• Dataset extract:
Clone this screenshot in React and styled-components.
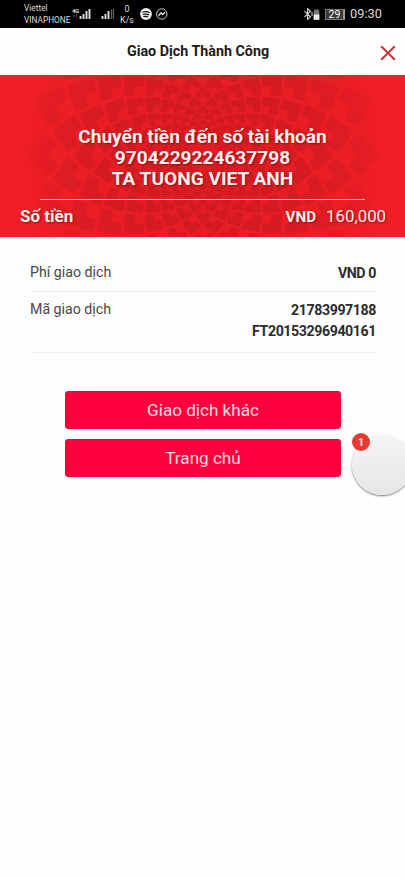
import styled, { createGlobalStyle } from 'styled-components'

export default function App() {
    return (
        <>
            <GlobalStyle />
            <Screen>
                <StatusBar>
                    <Carriers>
                        <p>Viettel</p>
                        <p>VINAPHONE</p>
                    </Carriers>
                    <StatusIcons />
                    <Speed>
                        <p>0</p>
                        <p>K/s</p>
                    </Speed>
                    <AppIcons />
                    <PowerIcons />
                    <Battery>29</Battery>
                    <Clock>09:30</Clock>
                </StatusBar>
                <Header>
                    <h1>Giao Dịch Thành Công</h1>
                    <CloseButton>
                        <svg width="16" height="16" viewBox="0 0 16 16">
                            <path d="M1.2 1.2 14.8 14.8M14.8 1.2 1.2 14.8" stroke="#c9343c" strokeWidth="2" fill="none" />
                        </svg>
                    </CloseButton>
                </Header>
                <Banner>
                    <Mandala />
                    <Receiver>
                        <p>Chuyển tiền đến số tài khoản</p>
                        <p>9704229224637798</p>
                        <p>TA TUONG VIET ANH</p>
                    </Receiver>
                    <Amount>
                        <b>Số tiền</b>
                        <Money><b>VND</b>160,000</Money>
                    </Amount>
                </Banner>
                <Details>
                    <Row $height={37}>
                        <Label>Phí giao dịch</Label>
                        <Value>VND 0</Value>
                    </Row>
                    <Row $height={61}>
                        <Label>Mã giao dịch</Label>
                        <Value>
                            <p>21783997188</p>
                            <p>FT20153296940161</p>
                        </Value>
                    </Row>
                </Details>
                <Actions>
                    <Button>Giao dịch khác</Button>
                    <Button>Trang chủ</Button>
                </Actions>
                <Bubble>
                    <Badge>1</Badge>
                </Bubble>
            </Screen>
        </>
    )
}

function StatusIcons() {
    return (
        <SignalSvg width="46" height="28" viewBox="0 0 46 28">
            <text x="1" y="12.5" fontSize="6" fontWeight="700" fill="#ddd" textLength="7">4G</text>
            <path d="M3 17v-2M5.500 17v-3" stroke="#555" strokeWidth="1" />
            <path d="M9.500 19v-3M12.500 19v-5M15.500 19v-8M18.500 19v-10" stroke="#ddd" strokeWidth="1.9" />
            <path d="M31.500 19v-3M34.500 19v-5M37.500 19v-8" stroke="#ddd" strokeWidth="1.9" />
            <path d="M40.500 19v-9.500M42.500 19v-10" stroke="#666" strokeWidth="1.200" />
        </SignalSvg>
    )
}

function AppIcons() {
    return (
        <AppSvg width="30" height="14" viewBox="0 0 30 14">
            <circle cx="7" cy="7" r="5.900" fill="#eee" />
            <path d="M3.500 5.200q3.700-1.300 7.200.5M4 7.500q3.200-1 6 .5M4.400 9.600q2.600-.7 4.800.4" stroke="#111" strokeWidth="1.200" fill="none" />
            <circle cx="22.800" cy="7" r="5.200" stroke="#ccc" strokeWidth="1" fill="none" />
            <path d="M19.600 8.700l2.500-2.800 1.500 1.700 2.500-2.200" stroke="#ddd" strokeWidth="1.400" fill="none" />
        </AppSvg>
    )
}

function PowerIcons() {
    return (
        <PowerSvg width="18" height="14" viewBox="0 0 18 14">
            <path d="M1.500 4.200l6 5.600L4.600 12.300V1.700L7.500 4.200l-6 5.600" stroke="#ddd" strokeWidth="1.100" fill="none" />
            <path d="M9 5v4" stroke="#ddd" strokeWidth="1" />
            <path d="M11.500 2.500h4v1h.8v9.300h-5.600V3.500h.8z" fill="#777" />
            <path d="M10.700 7.500h5.600v5.300h-5.600z" fill="#eee" />
        </PowerSvg>
    )
}

const PETALS = 20
const RINGS = 15

// rings of notched squares growing away from the centre
function Mandala() {
    const petals = []
    for (let ring = 0; ring < RINGS; ring++) {
        const radius = 17 * Math.pow(1.172, ring)
        const s = radius * 0.14
        for (let i = 0; i < PETALS; i++) {
            const angle = ((i + (ring % 2) / 2) * 360) / PETALS
            petals.push(
                <path
                    key={`${ring}-${i}`}
                    d="M1 0 0 1-.5.5-.1 0-.5-.5 0-1z"
                    transform={`rotate(${angle}) translate(${radius}) scale(${s})`}
                />
            )
        }
    }
    return (
        <Pattern viewBox="0 0 405 162" preserveAspectRatio="none">
            <defs>
                <radialGradient id="glow" gradientUnits="userSpaceOnUse" cx="203" cy="80" r="200">
                    <stop offset="0" stopColor="#e21c24" />
                    <stop offset=".5" stopColor="#e91d25" />
                    <stop offset="1" stopColor="#f01e27" />
                </radialGradient>
                <radialGradient id="fade" gradientUnits="userSpaceOnUse" cx="203" cy="80" r="200">
                    <stop offset="0" stopColor="#cd1a20" />
                    <stop offset=".5" stopColor="#d41b21" />
                    <stop offset=".75" stopColor="#e01c24" />
                    <stop offset=".95" stopColor="#ed1e27" />
                    <stop offset="1" stopColor="#f01e27" />
                </radialGradient>
                <mask id="petals">
                    <g transform="translate(203 80)" fill="#fff">{petals}</g>
                </mask>
            </defs>
            <rect width="405" height="162" fill="url(#glow)" />
            <rect width="405" height="162" fill="url(#fade)" mask="url(#petals)" />
        </Pattern>
    )
}

const GlobalStyle = createGlobalStyle`
    * {
        box-sizing: border-box;
    }

    body, p, h1 {
        margin: 0;
    }

    body {
        background: #fefefe;
        font-family: Roboto, 'Liberation Sans', sans-serif;
    }
`

const Screen = styled.div`
    position: relative;
    width: 405px;
    height: 878px;
    overflow: hidden;
    background: #fefefe;
`

const StatusBar = styled.div`
    display: flex;
    height: 28px;
    padding-left: 24px;
    background: #000000;
    color: #dddddd;
`

const Carriers = styled.div`
    width: 47px;
    padding-top: 3px;
    font-size: 8.3px;
    line-height: 11.5px;
    white-space: nowrap;
`

const SignalSvg = styled.svg`
    flex: none;
`

const Speed = styled.div`
    width: 20px;
    padding-top: 4px;
    font-size: 9px;
    line-height: 10.5px;
    text-align: center;
`

const AppSvg = styled.svg`
    flex: none;
    margin: 7px 0 0 2px;
`

const PowerSvg = styled.svg`
    flex: none;
    margin: 7px 0 0 134px;
`

const Battery = styled.div`
    width: 20px;
    height: 11px;
    margin: 9px 0 0 4px;
    background: #3a3a3a;
    border: 1px solid #777777;
    border-right: 2px solid #999999;
    color: #ffffff;
    font-size: 10.5px;
    line-height: 9px;
    text-align: center;
`

const Clock = styled.div`
    margin-left: 5px;
    font-size: 12.8px;
    line-height: 28px;
`

const Header = styled.div`
    display: flex;
    align-items: center;
    justify-content: flex-end;
    height: 47px;
    padding-right: 9px;

    h1 {
        flex: 1;
        padding-left: 16px;
        font-weight: 700;
        font-size: 14.3px;
        line-height: 47px;
        text-align: center;
        color: #1c1c1c;
    }
`

const CloseButton = styled.button`
    display: flex;
    margin-top: 2px;
    padding: 0;
    border: none;
    background: none;
`

const Banner = styled.div`
    position: relative;
    height: 162px;
    padding-top: 50px;
    background: #f01e27;
    border-top: 1px solid #c8202a;
    border-bottom: 1px solid #c8202a;
    color: #ffeeee;
    text-shadow: 1px 1px 2px rgba(90, 0, 0, 0.6);
`

const Pattern = styled.svg`
    position: absolute;
    top: -1px;
    left: 0;
    width: 405px;
    height: 162px;
`

const Receiver = styled.div`
    position: relative;
    width: 325px;
    height: 74px;
    margin-left: 40px;
    border-bottom: 1px solid #ffd5d5;
    font-weight: 700;
    font-size: 19.1px;
    line-height: 21px;
    text-align: center;
`

const Amount = styled.div`
    position: relative;
    display: flex;
    justify-content: space-between;
    padding: 5px 19px 0 20px;
    font-size: 17px;
    line-height: 22px;
`

const Money = styled.div`
    font-size: 16.8px;

    b {
        margin-right: 10px;
        font-size: 15.2px;
    }
`

const Details = styled.div`
    padding: 18px 29px 0 30px;
`

const Row = styled.div`
    display: flex;
    justify-content: space-between;
    height: ${props => props.$height}px;
    padding-top: 7px;
    border-bottom: 1px solid #f0f0f0;
    font-size: 14.2px;
    line-height: 21px;
`

const Label = styled.div`
    color: #484848;
`

const Value = styled.div`
    padding-top: 1px;
    font-weight: 700;
    letter-spacing: -0.42px;
    text-align: right;
    color: #2c2c2c;
`

const Actions = styled.div`
    display: flex;
    flex-direction: column;
    gap: 10px;
    padding: 38px 64px 0 65px;
`

const Button = styled.button`
    height: 38px;
    padding: 0;
    border: none;
    border-radius: 4px;
    background: #ff003c;
    box-shadow: inset 0 0 0 1px #e3093e;
    color: #ffdce4;
    font-family: inherit;
    font-size: 17.1px;
    line-height: 38px;
`

const Bubble = styled.div`
    position: absolute;
    top: 435px;
    left: 352px;
    width: 60px;
    height: 60px;
    border-radius: 50%;
    background: linear-gradient(#f5f5f5, #e6e6e6);
    box-shadow: 0 1px 2px rgba(0, 0, 0, 0.55);
`

const Badge = styled.div`
    position: absolute;
    top: -2px;
    left: 0;
    width: 18px;
    height: 18px;
    border-radius: 50%;
    background: #e63a34;
    color: #ffdddd;
    font-size: 11.5px;
    font-weight: 700;
    line-height: 18px;
    text-align: center;
`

• Exercise task: Find "components". Copy every line it occurs in.

• Solution to this exercise:
Clone this screenshot in React and styled-components.
import styled, { createGlobalStyle } from 'styled-components'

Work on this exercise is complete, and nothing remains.